Archduke Albert VII was born on 13 November 1559. He was the fifth son of Emperor Maximilian II and Maria of Spain.
Albert grew up at the Spanish court and spent most of his life in the service of his maternal uncle, King Philip II. As a younger son, he was destined for an ecclesiastical career and held several high, though largely titular, positions in the Church, such as archbishop and even cardinal. Although personally pious, he never received ordination and simultaneously served as a secular viceroy and governor-general.

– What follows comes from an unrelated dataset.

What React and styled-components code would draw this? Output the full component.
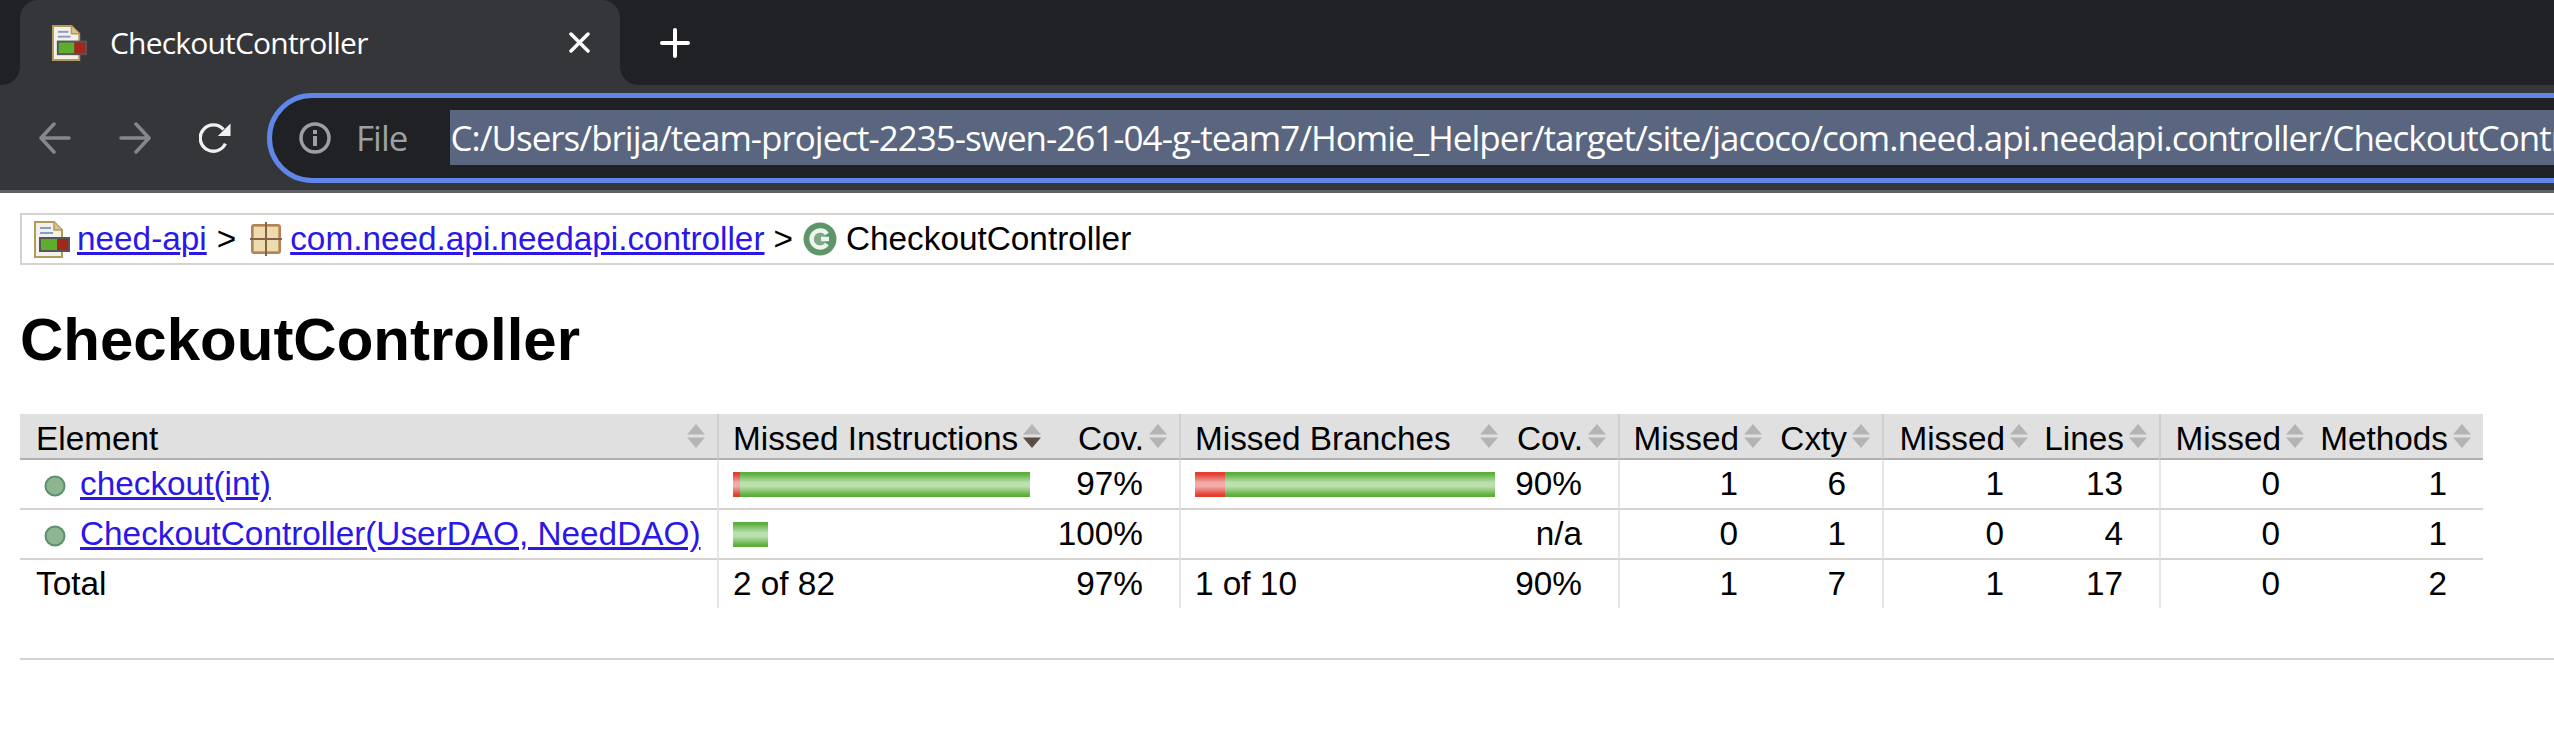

In his late thirties, political considerations determined that Albert should marry his first cousin, Infanta Isabella Clara Eugenia. Philip II gave his beloved daughter the Spanish Netherlands as her dowry, with the prospect that it might one day become a hereditary realm of their descendants. In the first years of the seventeenth century, there was a realistic possibility that Europe would see the establishment of a new sovereign kingdom. The couple even minted their own coin, the Albertusthaler.
However, these great hopes did not come true. Although Albert and Isabella’s marriage was otherwise happy, it remained childless — probably owing to their close kinship (Albert’s parents had themselves been first cousins). The couple governed the Netherlands together until Albert’s death in 1621. After Isabella’s passing in 1633, the country reverted to Spain.